The agency has known about the grid’s vulnerabilities to winter weather for years, but it has repeatedly ignored recommendations to prepare for such weather.
If that provision of the legislation is approved, new weatherization regulations brought by the agency likely wouldn’t happen until at least after the 2022 winter.
Still, lawmakers like Howard were encouraged by the House version.
“I really appreciate all the work you’ve put into this,” Howard said to Paddie at a House State Affairs Committee hearing on the bill. “It’s really a huge step forward.”
Energy experts at a press conference this week said the House version is moving in the right direction, but they’ve expressed concern about whether agencies such as the Railroad Commission that have ignored weatherization recommendations in the past are up to the task now.
After all, gas generation was the most significant component of February’s power outages. Fuel shortages enhanced the cascading crises during the storm as natural gas-fired power plants were at times unable to get enough fuel to run plants. The inability of natural gas-fired plants to generate electricity was due to equipment failures in the weather as well as the fuel shortages.
The House committee’s version of the bill retained a Senate provision that would implement an emergency statewide alert system. In the days leading up to the winter storm, Texans were not warned about the prospect of widespread power outages lasting for days in freezing temperatures.
During the days the power was out, the Texas Division of Emergency Management didn’t provide accessible and life-saving updates on outages and inclement weather. More than 100 people died.

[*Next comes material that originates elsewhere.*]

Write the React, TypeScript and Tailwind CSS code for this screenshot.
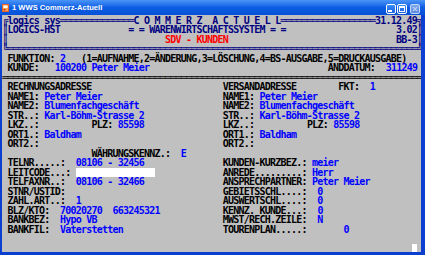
import React from "react";

type C = "k" | "b" | "r" | "n" | "box" | "cur";
type Seg = [number, string, C?];

const colorCls: Record<string, string> = {
  k: "text-[#000000]",
  b: "text-[#0000ff]",
  r: "text-[#ff0000]",
  n: "text-[#000080]",
};

const dbl = (n: number) => "═".repeat(n);

const rows: Seg[][] = [
  [[0, "╔", "n"], [1, "logics sys", "n"], [11, dbl(14), "n"], [25, "C O M M E R Z  A C T U E L L", "n"], [53, dbl(18), "n"], [71, "31.12.49", "n"], [79, "╗", "n"]],
  [[0, "║", "n"], [1, "LOGICS-HST", "n"], [24, "= = WARENWIRTSCHAFTSSYSTEM = =", "n"], [75, "3.02", "n"], [79, "║", "n"]],
  [[0, "║", "n"], [31, "SDV - KUNDEN", "r"], [75, "BB-3", "n"], [79, "║", "n"]],
  [[0, "╚", "n"], [1, dbl(78), "n"], [79, "╝", "n"]],
  [[1, "FUNKTION:"], [11, "2", "b"], [15, "(1=AUFNAHME,2=ÄNDERUNG,3=LÖSCHUNG,4=BS-AUSGABE,5=DRUCKAUSGABE)"]],
  [[1, "KUNDE:"], [10, "100200 Peter Meier", "b"], [62, "ÄNDDATUM:"], [73, "311249", "b"]],
  [[0, dbl(80)]],
  [[1, "RECHNUNGSADRESSE"], [42, "VERSANDADRESSE"], [64, "FKT:"], [70, "1", "b"]],
  [[1, "NAME1:"], [8, "Peter Meier", "b"], [42, "NAME1:"], [49, "Peter Meier", "b"]],
  [[1, "NAME2:"], [8, "Blumenfachgeschäft", "b"], [42, "NAME2:"], [49, "Blumenfachgeschäft", "b"]],
  [[1, "STR..:"], [8, "Karl-Böhm-Strasse 2", "b"], [42, "STR..:"], [49, "Karl-Böhm-Strasse 2", "b"]],
  [[1, "LKZ..:"], [17, "PLZ:"], [22, "85598", "b"], [42, "LKZ..:"], [58, "PLZ:"], [63, "85598", "b"]],
  [[1, "ORT1.:"], [8, "Baldham", "b"], [42, "ORT1.:"], [49, "Baldham", "b"]],
  [[1, "ORT2.:"], [42, "ORT2.:"]],
  [[17, "WÄHRUNGSKENNZ.:"], [34, "E", "b"]],
  [[1, "TELNR.....:"], [14, "08106 - 32456", "b"], [42, "KUNDEN-KURZBEZ.:"], [59, "meier", "b"]],
  [[1, "LEITCODE...:"], [14, "               ", "box"], [42, "ANREDE.........:"], [59, "Herr", "b"]],
  [[1, "TELFAXNR..:"], [14, "08106 - 32466", "b"], [42, "ANSPRECHPARTNER:"], [59, "Peter Meier", "b"]],
  [[1, "STNR/USTID:"], [42, "GEBIETSSCHL....:"], [60, "0", "b"]],
  [[1, "ZAHL.ART..:"], [14, "1", "b"], [42, "AUSWERTSCHL....:"], [60, "0", "b"]],
  [[1, "BLZ/KTO:"], [11, "70020270", "b"], [21, "663245321", "b"], [42, "KENNZ. KUNDE...:"], [60, "0", "b"]],
  [[1, "BANKBEZ:"], [11, "Hypo VB", "b"], [42, "MWST/RECH.ZEILE:"], [60, "N", "b"]],
  [[1, "BANKFIL:"], [11, "Vaterstetten", "b"], [42, "TOURENPLAN.....:"], [65, "0", "b"]],
  [],
  [[78, " ", "cur"]],
];

function Row({ segs }: { segs: Seg[] }) {
  const out: React.ReactNode[] = [];
  let cur = 0;
  segs.forEach(([col, text, c], i) => {
    if (col > cur) out.push(<span key={"s" + i}>{" ".repeat(col - cur)}</span>);
    if (c === "box" || c === "cur") {
      out.push(
        <span key={i} className="inline-block h-[9.5px] bg-white align-top">
          {text}
        </span>
      );
    } else {
      out.push(
        <span key={i} className={colorCls[c || "k"]}>
          {text}
        </span>
      );
    }
    cur = col + text.length;
  });
  return <div className="h-[9.5px] leading-[9.5px] whitespace-pre">{out}</div>;
}

export default function App() {
  return (
    <div className="w-[425px] h-[255px] flex flex-col bg-[#0a3fd0] overflow-hidden">
      <div className="h-[15px] shrink-0 flex items-center bg-linear-to-b from-[#4a95f8] via-[#0c5de4] to-[#0651d6] pl-[2px] pr-[5px]">
        <svg width="7" height="8" viewBox="0 0 7 8" className="shrink-0">
          <rect x="0" y="0" width="7" height="8" fill="#e8612a" />
          <rect x="1" y="1" width="5" height="6" fill="#f8a050" />
          <rect x="1.5" y="1.5" width="4" height="2.5" fill="#ffffff" />
          <rect x="1.5" y="5" width="2" height="1.5" fill="#c03010" />
        </svg>
        <span
          className="ml-[3px] text-white font-bold text-[7.6px] leading-none"
          style={{ fontFamily: '"Liberation Sans", "DejaVu Sans", sans-serif' }}
        >
          1 WWS Commerz-Actuell
        </span>
        <div className="ml-auto flex gap-[1px] items-center pt-[2px]">
          <div className="w-[10px] h-[10px] rounded-[2px] border border-white bg-linear-to-b from-[#3c8cf8] to-[#1a5fe0] flex items-end pl-[1px] pb-[1px]">
            <div className="w-[4px] h-[2px] bg-white" />
          </div>
          <div className="w-[10px] h-[10px] rounded-[2px] border border-white bg-linear-to-b from-[#3c8cf8] to-[#1a5fe0] flex items-center justify-center">
            <div className="w-[6px] h-[6px] border border-white border-t-2" />
          </div>
          <div className="ml-[2px] w-[10px] h-[10px] rounded-[2px] border border-[#c8d8f8] bg-linear-to-b from-[#7aa8f0] to-[#5a88e0] flex items-center justify-center">
            <svg width="6" height="6" viewBox="0 0 6 6">
              <path d="M1 1 L5 5 M5 1 L1 5" stroke="#b8ccf0" strokeWidth="1.2" />
            </svg>
          </div>
        </div>
      </div>
      <div className="flex-1 pl-[2px] pr-[4px] pb-[3px] min-h-0">
        <div
          className="h-full bg-[#c0c0c0] overflow-hidden pt-[0.5px] pl-[0.25px] text-[10px] font-bold tracking-[-0.77px] text-black"
          style={{ fontFamily: '"DejaVu Sans Mono", "Liberation Mono", monospace' }}
        >
          {rows.map((r, i) => (
            <Row key={i} segs={r} />
          ))}
        </div>
      </div>
    </div>
  );
}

As the Senate’s approach responding to the storm came in the sweeping SB 3, the House put forward a host of its own standalone proposals. One of those, House Bill 16, is headed to the governor’s desk. It would not allow residential or small-business electricity customers in Texas to sign up for electricity plans where wholesale prices for power are passed to customers. Those plans include the kind that caused February power bills to skyrocket for several customers of Griddy Energy and other companies. Some customers reported bills over $15,000.